Aiming to save costs and overcome some of the difficulties of getting supplies to such a remote spot, the Sidgwicks kept poultry. However, in the novel, the Clarendons returned home to find that all thirty of their hens had been killed by a fox, as their servants had failed to round them up one evening and had not tried to intervene when they heard the slaughter start. When challenged, the sullen maid had said, "He came in the night. You could hardly expect us to do without sleep and sit up with the chickens. We may be working people, but we’re ‘uman beans". This maid gave her notice in, as the view from the kitchen window did not please her. Mary Clarendon commented, "She could only see a bit of lawn, the bird table with an everlasting flutter of wings about it, the sky, a stream garden, a great bank of heaths, and trees. What she wanted was motor traffic, gas lamps and ‘uman beans."
Creating a garden out of a granite strewn wooded ravine was not a simple task, Furthermore, in addition to the main stream flowing through the lowest level of the garden, there was also a mill leat, which ran through the woods above the house, and this was partially diverted to add additional water features, such as the trout pond. It also overflowed through the property in times of heavy rain, and so this needed to be managed as well. After a few years, the atmospheric space that Cecily created was widely lauded, and the novel features a family who have been brought to the property purely to view the garden. However, they were used to formal lawns, flower borders, with geraniums and colourful bedding plants, and dedicated rose beds, and did not appreciate that the terrain made such standard features impossible, or that rhodedendrons and azaleas did flower, but only in the spring. Cecily commented, "Our ‘lawns’ were any shape, nearly as rough as a field and divided by a stream garden in which we grew irises, Osmunda, Caltha, Saxifraga Peltata and hundreds of primulas, the kinds that spread and prosper in a wet place." There was also a patch crammed with Colchicum, and rows of sweet peas. However, they did discover and promote some rare plants - Dactylorhiza maculata subsp. ericetorum was registered in the joint names of Alfred and Dick Ullmann with the Botanical Soceity of the British Isles in June 1912, whilst Dick Ullmann registered Viola riviniana as having been found at Trewoofe in April 1913. In addition, on a small terrace, which enjoyed the sun, they created a vegetable patch, but did not attempt to obscure this from sight. She added,
"[We] never ask people to look at our garden. We know it is not as well kept as it would be if we could spend more on it or work harder in it ourselves. But in our eyes, it is one of the most beautiful gardens we know, because it is made in a wooded ravine and intersected by a deep rushing stream that tumbles over granite rocks, widens near the house into Thomas’ trout pond and then hurries to the sea again, foamy and gurgling."

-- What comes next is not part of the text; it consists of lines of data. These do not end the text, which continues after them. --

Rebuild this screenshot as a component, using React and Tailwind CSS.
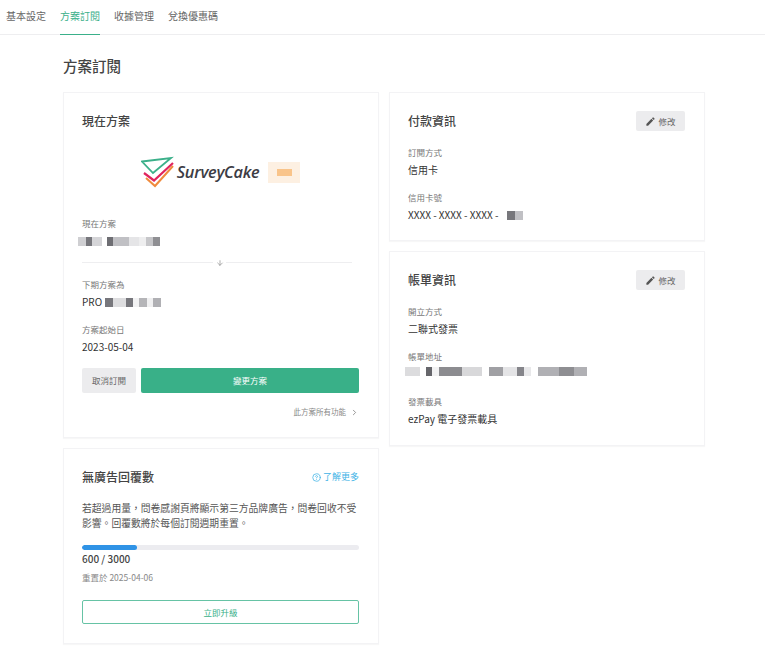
import { ArrowDown, ChevronRight, CircleHelp } from "lucide-react";
import { MdEdit } from "react-icons/md";

const tabs = ["基本設定", "方案訂閱", "收據管理", "兌換優惠碼"];

// mosaic used where the screenshot is censored
function Blur({ blocks, className = "" }) {
  return (
    <div className={`flex h-[9px] blur-[0.6px] ${className}`}>
      {blocks.map((b, i) => (
        <div key={i} className={b[1]} style={{ width: b[0] }} />
      ))}
    </div>
  );
}

function Card({ className = "", children }) {
  return (
    <section className={`bg-white border border-[#f3f3f5] shadow-[0_1px_1px_rgba(0,0,0,0.03)] pl-[18px] pr-[19px] ${className}`}>
      {children}
    </section>
  );
}

function Field({ label, children, className = "" }) {
  return (
    <div className={className}>
      <div className="text-[8.5px] leading-[14px] text-[#777]">{label}</div>
      <div className="mt-[2px] h-[18px] text-[10px] leading-[18px] text-[#333]">{children}</div>
    </div>
  );
}

function EditButton() {
  return (
    <button className="w-[49px] h-[20px] bg-[#ececee] rounded-[2px] flex items-center justify-center gap-[2px] text-[8.5px] text-[#666]">
      <MdEdit size={11} color="#555" />
      修改
    </button>
  );
}

function Logo() {
  return (
    <div className="flex items-center justify-center">
      <svg width="33" height="32" viewBox="0 0 33 32" fill="none">
        <path d="M5 22 L14 30 L32 10" stroke="#f08a3c" strokeWidth="2" />
        <path d="M3 17 L13 24.5 L32 7" stroke="#e0245e" strokeWidth="2.2" />
        <path d="M1 5.5 L30 2 L12 17 Z" stroke="#3cb08a" strokeWidth="1.8" fill="white" />
      </svg>
      <span className="ml-[3px] text-[16.3px] leading-none italic font-semibold text-[#3c3c44] font-['Open_Sans',sans-serif] tracking-[-0.3px]">
        SurveyCake
      </span>
      <div className="ml-[9px] w-[32px] h-[21px] bg-[#fdf0e2] flex items-center justify-center">
        <div className="w-[15px] h-[7px] bg-[#f9c48a]" />
      </div>
    </div>
  );
}

export default function App() {
  return (
    <div className="w-[765px] h-[651px] overflow-hidden bg-white font-['Noto_Sans_CJK_TC','Noto_Sans',sans-serif]">
      <nav className="h-[35px] border-b border-[#eeeef0] flex pl-[6px] gap-[14px]">
        {tabs.map((t, i) => (
          <div
            key={t}
            className={`h-[35px] leading-[32px] text-[10px] ${
              i === 1 ? "text-[#3ab08a] border-b border-[#3ab08a]" : "text-[#666]"
            }`}
          >
            {t}
          </div>
        ))}
      </nav>

      <div className="pl-[63px]">
        <h1 className="mt-[20px] h-[22px] leading-[22px] text-[14.5px] font-medium text-[#444]">方案訂閱</h1>

        <div className="mt-[15px] flex gap-[10px] items-start">
          <div className="w-[316px] flex flex-col gap-[10px]">
            <Card className="h-[346px] pt-[19px]">
              <h2 className="h-[18px] leading-[18px] text-[12px] font-medium text-[#444]">現在方案</h2>
              <div className="mt-[26px]">
                <Logo />
              </div>
              <div className="mt-[28px] text-[8.5px] leading-[14px] text-[#777]">現在方案</div>
              <Blur
                className="mt-[7px] -ml-[4px]"
                blocks={[
                  [8, "bg-[#cfcfd2]"],
                  [6, "bg-[#77777c]"],
                  [10, "bg-[#d5d5d8]"],
                  [5, "bg-white"],
                  [6, "bg-[#6e6e73]"],
                  [16, "bg-[#c0c0c4]"],
                  [10, "bg-[#e5e5e7]"],
                  [7, "bg-[#eeeeef]"],
                  [7, "bg-[#c6c6c9]"],
                  [7, "bg-[#8f8f93]"],
                ]}
              />
              <div className="relative mt-[16px] h-px bg-[#eeeef0] mr-[7px]">
                <div className="absolute left-[131px] -top-[6px] w-[13px] h-[13px] bg-white flex items-center justify-center">
                  <ArrowDown size={8} stroke="#888" />
                </div>
              </div>
              <Field label="下期方案為" className="mt-[14px]">
                <div className="flex items-center gap-[3px]">
                  PRO
                  <Blur
                    blocks={[
                      [8, "bg-[#77777c]"],
                      [13, "bg-[#dddddf]"],
                      [7, "bg-[#77777c]"],
                      [6, "bg-[#f2f2f3]"],
                      [8, "bg-[#b5b5b8]"],
                      [6, "bg-[#f0f0f1]"],
                      [8, "bg-[#b0b0b4]"],
                    ]}
                  />
                </div>
              </Field>
              <Field label="方案起始日" className="mt-[11px]">2023-05-04</Field>
              <div className="mt-[12px] flex gap-[5px]">
                <button className="w-[54px] h-[25px] rounded-[2px] bg-[#ececee] text-[8.5px] text-[#666]">取消訂閱</button>
                <button className="flex-1 h-[25px] rounded-[2px] bg-[#39b088] text-[8.5px] text-white">變更方案</button>
              </div>
              <div className="mt-[11px] flex items-center justify-end gap-[4px] text-[7.5px] leading-[16px] text-[#888]">
                此方案所有功能
                <ChevronRight size={9} stroke="#777" />
              </div>
            </Card>

            <Card className="h-[196px] pt-[18px]">
              <div className="flex items-center justify-between h-[20px]">
                <h2 className="text-[12px] font-medium text-[#444]">無廣告回覆數</h2>
                <a className="flex items-center gap-[2px] text-[9px] text-[#3fb3e6]">
                  <CircleHelp size={9} stroke="#3fb3e6" />
                  了解更多
                </a>
              </div>
              <p className="mt-[14px] text-[9.8px] leading-[15px] text-[#555]">
                若超過用量，問卷感謝頁將顯示第三方品牌廣告，問卷回收不受影響。回覆數將於每個訂閱週期重置。
              </p>
              <div className="mt-[14px] h-[5px] bg-[#ececf0] rounded-full overflow-hidden">
                <div className="h-full w-[20%] bg-[#2f93e6] rounded-full" />
              </div>
              <div className="mt-[1px] h-[16px] leading-[16px] text-[10px] font-medium text-[#444]">600 / 3000</div>
              <div className="mt-[3px] h-[14px] leading-[14px] text-[8.5px] text-[#888]">重置於 2025-04-06</div>
              <button className="mt-[16px] w-full h-[24px] border border-[#66c3a5] rounded-[2px] text-[8.5px] text-[#39b088]">
                立即升級
              </button>
            </Card>
          </div>

          <div className="w-[316px] flex flex-col gap-[10px]">
            <Card className="h-[149px] pt-[18px]">
              <div className="flex items-center justify-between h-[20px]">
                <h2 className="text-[12px] font-medium text-[#444]">付款資訊</h2>
                <EditButton />
              </div>
              <Field label="訂閱方式" className="mt-[14px]">信用卡</Field>
              <Field label="信用卡號" className="mt-[11px]">
                <div className="flex items-center gap-[9px]">
                  XXXX - XXXX - XXXX -
                  <Blur blocks={[[8, "bg-[#77777c]"], [8, "bg-[#c0c0c4]"]]} />
                </div>
              </Field>
            </Card>

            <Card className="h-[195px] pt-[18px]">
              <div className="flex items-center justify-between h-[20px]">
                <h2 className="text-[12px] font-medium text-[#444]">帳單資訊</h2>
                <EditButton />
              </div>
              <Field label="開立方式" className="mt-[14px]">二聯式發票</Field>
              <Field label="帳單地址" className="mt-[11px]">
                <div className="pt-[2px]">
                  <Blur
                    className="-ml-[3px]"
                    blocks={[
                      [15, "bg-[#dcdcde]"],
                      [6, "bg-white"],
                      [6, "bg-[#66666b]"],
                      [7, "bg-[#f2f2f3]"],
                      [23, "bg-[#8c8c90]"],
                      [20, "bg-[#d8d8da]"],
                      [7, "bg-white"],
                      [14, "bg-[#a0a0a4]"],
                      [14, "bg-[#e4e4e6]"],
                      [7, "bg-[#85858a]"],
                      [7, "bg-[#e8e8ea]"],
                      [7, "bg-white"],
                      [21, "bg-[#b0b0b4]"],
                      [15, "bg-[#8e8e92]"],
                      [13, "bg-[#b0b0b4]"],
                    ]}
                  />
                </div>
              </Field>
              <Field label="發票載具" className="mt-[11px]">ezPay 電子發票載具</Field>
            </Card>
          </div>
        </div>
      </div>
    </div>
  );
}
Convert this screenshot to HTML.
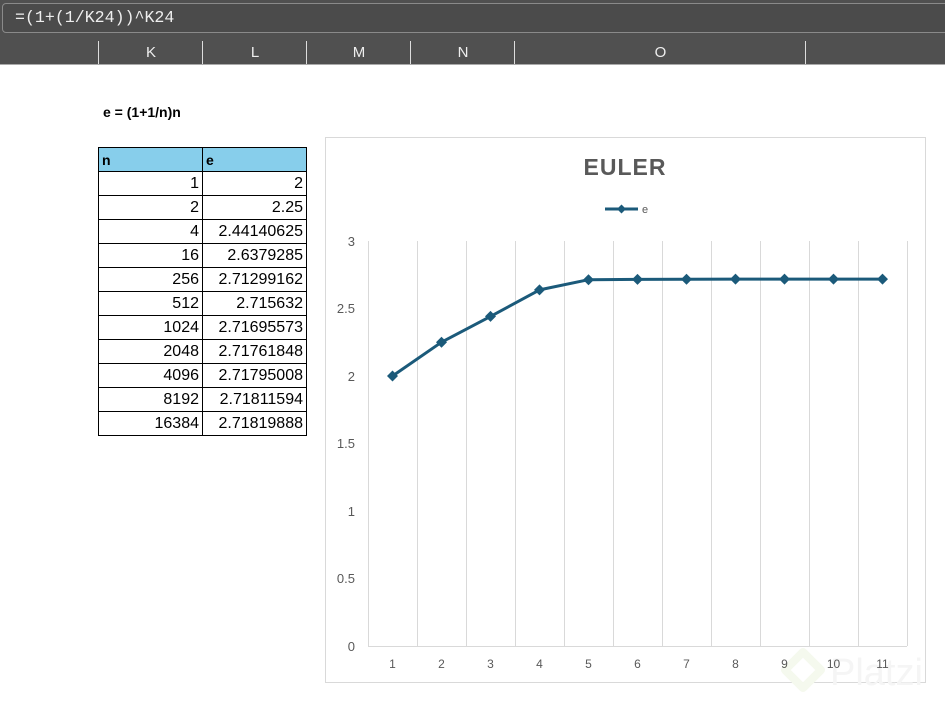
<!DOCTYPE html>
<html><head><meta charset="utf-8"><style>
body{margin:0;width:945px;height:706px;background:#fff;position:relative;overflow:hidden;font-family:"Liberation Sans",sans-serif}
.top{position:absolute;left:0;top:0;width:945px;height:64px;background:#505050;border-bottom:1px solid #aaa}
.fbox{position:absolute;left:2px;top:3px;width:950px;height:28px;border:1px solid #8a8a8a;border-radius:4px;background:#4b4b4b}
.fbox span{position:absolute;left:12px;top:4px;color:#eee;font-family:"Liberation Mono",monospace;font-size:16.6px}
.col{position:absolute;top:41px;height:23px;border-left:1px solid #ddd;color:#eee;font-size:15px;text-align:center;line-height:24px}
table{position:absolute;left:98px;top:147px;border-collapse:collapse;font-size:16px;table-layout:fixed}
td{border:1px solid #000;width:104px;height:24px;padding:0 3px 0 0;text-align:right;box-sizing:border-box;line-height:22px}
th{background:#87ceeb;border:1px solid #000;width:104px;height:24px;text-align:left;padding-left:3px;font-size:14px;box-sizing:border-box}
</style></head><body>
<div class="top"><div class="fbox"><span>=(1+(1/K24))^K24</span></div>
<div class="col" style="left:98px;width:104px">K</div>
<div class="col" style="left:202px;width:104px">L</div>
<div class="col" style="left:306px;width:104px">M</div>
<div class="col" style="left:410px;width:104px">N</div>
<div class="col" style="left:514px;width:291px">O</div>
<div class="col" style="left:805px;width:140px"></div>
</div>
<div style="position:absolute;left:103px;top:104px;font-weight:bold;font-size:14px">e = (1+1/n)n</div>
<table>
<tr><th>n</th><th>e</th></tr>
<tr><td>1</td><td>2</td></tr>
<tr><td>2</td><td>2.25</td></tr>
<tr><td>4</td><td>2.44140625</td></tr>
<tr><td>16</td><td>2.6379285</td></tr>
<tr><td>256</td><td>2.71299162</td></tr>
<tr><td>512</td><td>2.715632</td></tr>
<tr><td>1024</td><td>2.71695573</td></tr>
<tr><td>2048</td><td>2.71761848</td></tr>
<tr><td>4096</td><td>2.71795008</td></tr>
<tr><td>8192</td><td>2.71811594</td></tr>
<tr><td>16384</td><td>2.71819888</td></tr>
</table>
<svg style="position:absolute;left:0;top:0" width="945" height="706" font-family="Liberation Sans,sans-serif">
<rect x="325.5" y="137.5" width="600" height="545" fill="none" stroke="#d9d9d9"/>
<text x="625" y="175" text-anchor="middle" font-size="23" font-weight="bold" fill="#595959" letter-spacing="1">EULER</text>
<line x1="605" y1="209" x2="638" y2="209" stroke="#1b5a7a" stroke-width="3"/>
<path d="M621.5 204.5l4.5 4.5-4.5 4.5-4.5-4.5z" fill="#1b5a7a"/>
<text x="642" y="213" font-size="11" fill="#595959">e</text>
<g stroke="#d9d9d9" stroke-width="1">
<line x1="368.5" y1="241" x2="368.5" y2="646"/><line x1="417.5" y1="241" x2="417.5" y2="646"/><line x1="466.5" y1="241" x2="466.5" y2="646"/><line x1="515.5" y1="241" x2="515.5" y2="646"/><line x1="564.5" y1="241" x2="564.5" y2="646"/><line x1="613.5" y1="241" x2="613.5" y2="646"/><line x1="662.5" y1="241" x2="662.5" y2="646"/><line x1="711.5" y1="241" x2="711.5" y2="646"/><line x1="760.5" y1="241" x2="760.5" y2="646"/><line x1="809.5" y1="241" x2="809.5" y2="646"/><line x1="858.5" y1="241" x2="858.5" y2="646"/><line x1="907.5" y1="241" x2="907.5" y2="646"/>
<line x1="368" y1="646.5" x2="907" y2="646.5"/>
</g>
<g font-size="13" fill="#595959" text-anchor="end">
<text x="355" y="246">3</text><text x="355" y="313">2.5</text><text x="355" y="381">2</text><text x="355" y="448">1.5</text><text x="355" y="516">1</text><text x="355" y="583">0.5</text><text x="355" y="651">0</text>
</g>
<path d="M803 652l18 18-18 18-18-18z" fill="none" stroke="#f5f9ee" stroke-width="8" stroke-linejoin="round"/>
<text x="830" y="685" font-size="38" fill="#f5f5f5">Platzi</text>
<g font-size="12" fill="#595959" text-anchor="middle">
<text x="392.5" y="668">1</text><text x="441.5" y="668">2</text><text x="490.5" y="668">3</text><text x="539.5" y="668">4</text><text x="588.5" y="668">5</text><text x="637.5" y="668">6</text><text x="686.5" y="668">7</text><text x="735.5" y="668">8</text><text x="784.5" y="668">9</text><text x="833.5" y="668">10</text><text x="882.5" y="668">11</text>
</g>
<polyline fill="none" stroke="#1b5a7a" stroke-width="3" stroke-linejoin="round" points="392.5,376 441.5,342.2 490.5,316.4 539.5,289.9 588.5,279.7 637.5,279.4 686.5,279.2 735.5,279.1 784.5,279.1 833.5,279.1 882.5,279.1"/>
<g fill="#1b5a7a">
<path d="M392.5 370.5l5.5 5.5-5.5 5.5-5.5-5.5z"/><path d="M441.5 336.7l5.5 5.5-5.5 5.5-5.5-5.5z"/><path d="M490.5 310.9l5.5 5.5-5.5 5.5-5.5-5.5z"/><path d="M539.5 284.4l5.5 5.5-5.5 5.5-5.5-5.5z"/><path d="M588.5 274.2l5.5 5.5-5.5 5.5-5.5-5.5z"/><path d="M637.5 273.9l5.5 5.5-5.5 5.5-5.5-5.5z"/><path d="M686.5 273.7l5.5 5.5-5.5 5.5-5.5-5.5z"/><path d="M735.5 273.6l5.5 5.5-5.5 5.5-5.5-5.5z"/><path d="M784.5 273.6l5.5 5.5-5.5 5.5-5.5-5.5z"/><path d="M833.5 273.6l5.5 5.5-5.5 5.5-5.5-5.5z"/><path d="M882.5 273.6l5.5 5.5-5.5 5.5-5.5-5.5z"/>
</g>
</svg>
</body></html>
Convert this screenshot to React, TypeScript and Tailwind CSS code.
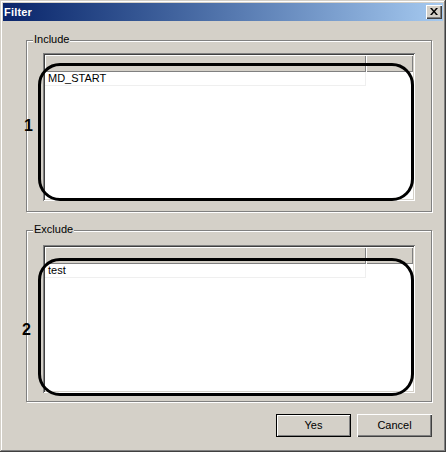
import React from "react";

type GroupProps = {
  label: string;
  item: string;
  marker: string;
  listClass: string;
  ringClass: string;
  markerClass: string;
};

function ListView({ item }: { item: string }) {
  return (
    <div className="flex flex-col w-[372px] h-[148px] p-[2px] bg-white shadow-[inset_1px_1px_0_#808080,inset_-1px_-1px_0_#ffffff,inset_2px_2px_0_#404040,inset_-2px_-2px_0_#d4d0c8]">
      <div className="flex h-[17px]">
        <div className="w-[321px] bg-[#d4d0c8] shadow-[inset_1px_1px_0_#ffffff,inset_-1px_-1px_0_#808080]" />
        <div className="flex-1 bg-[#d4d0c8] shadow-[inset_1px_1px_0_#ffffff,inset_-1px_-1px_0_#808080]" />
      </div>
      <div className="w-[321px] h-[14px] border-r border-b border-[#efefef] pl-[3px] text-[11px] leading-[13px] text-black">
        {item}
      </div>
    </div>
  );
}

function Group({ label, item, marker, listClass, ringClass, markerClass }: GroupProps) {
  return (
    <div className={"relative h-[172px] border border-[#808080] shadow-[inset_1px_1px_0_#ffffff,1px_1px_0_#ffffff] pl-[16px] " + listClass}>
      <span className="absolute left-[6px] -top-[8px] px-[1px] bg-[#d4d0c8] text-[11px] leading-[13px] text-black">
        {label}
      </span>
      <ListView item={item} />
      {/* annotation drawn over the list */}
      <div className={"absolute left-[11px] w-[376px] h-[138px] border-[3px] border-black rounded-[22px] " + ringClass} />
      <span className={"absolute text-[16px] font-bold leading-none text-black " + markerClass}>{marker}</span>
    </div>
  );
}

function Button({ label, isDefault }: { label: string; isDefault?: boolean }) {
  return (
    <button
      className={
        isDefault
          ? "w-[75px] h-[23px] border border-black bg-[#d4d0c8] text-[11px] text-black shadow-[inset_1px_1px_0_#ffffff,inset_-1px_-1px_0_#808080]"
          : "w-[75px] h-[23px] bg-[#d4d0c8] text-[11px] text-black shadow-[inset_1px_1px_0_#ffffff,inset_-1px_-1px_0_#404040,inset_-2px_-2px_0_#808080]"
      }
    >
      {label}
    </button>
  );
}

export default function App() {
  return (
    <div className="flex flex-col w-[446px] h-[452px] p-[3px] bg-[#d4d0c8] font-['Liberation_Sans',Arial,sans-serif] shadow-[inset_-1px_-1px_0_#404040,inset_1px_1px_0_#d4d0c8,inset_-2px_-2px_0_#808080,inset_2px_2px_0_#ffffff]">
      {/* title bar */}
      <div className="flex items-center justify-between h-[18px] px-[1px] bg-linear-to-r from-[#0a246a] to-[#a6caf0]">
        <span className="text-[11px] font-bold text-white leading-none tracking-[0.2px]">Filter</span>
        <div className="flex items-center justify-center w-[16px] h-[14px] bg-[#d4d0c8] shadow-[inset_1px_1px_0_#ffffff,inset_-1px_-1px_0_#404040,inset_-2px_-2px_0_#808080]">
          <svg width="8" height="7" viewBox="0 0 8 7" className="mb-[1px]">
            <path d="M0 0h2l2 2.5L6 0h2L5 3.5 8 7H6L4 4.5 2 7H0l3-3.5z" fill="black" />
          </svg>
        </div>
      </div>

      <div className="flex flex-col gap-[18px] pt-[19px] pl-[23px] pr-[11px]">
        <Group
          label="Include"
          item="MD_START"
          marker="1"
          listClass="pt-[12px]"
          ringClass="top-[22px]"
          markerClass="-left-[3px] top-[77px]"
        />
        <Group
          label="Exclude"
          item="test"
          marker="2"
          listClass="pt-[14px]"
          ringClass="top-[27px]"
          markerClass="-left-[5px] top-[91px]"
        />
      </div>

      <div className="flex justify-end gap-[6px] mt-[12px] pr-[11px]">
        <Button label="Yes" isDefault />
        <Button label="Cancel" />
      </div>
    </div>
  );
}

However, in a bad storm, the close presence of woods and stream that gave the garden such character in the summer could become problematic. In the novel, an ash tree falls across the drive, nearly killing them, whilst the trout pool was transformed from a tranquil pond. "It had overflowed its banks in every direction and was tearing over the dam in torrents. All the little streams crossing our garden were swollen too and the main one had spread over the lawns on both sides and was pouring down a bank to the two small ponds given up to plants that flourish in damp places."
The idea of Alfred having his own trout pond most probably came from John Lamorna Birch, who had created one near his studio by the river lower down the valley. Alfred refused to allow ducks on his pond and whiled away many a happy hour fishing, with his trusty pipe in his mouth. Indeed, when the holidaymakers had gone home and when the servants were in order, it was a beautiful, tranquil spot, and Cecily had a hut constructed on a terrace in the sloping section of the garden at the front of the house where she could do her writing, inspired by the scenery and away from domestic hassles.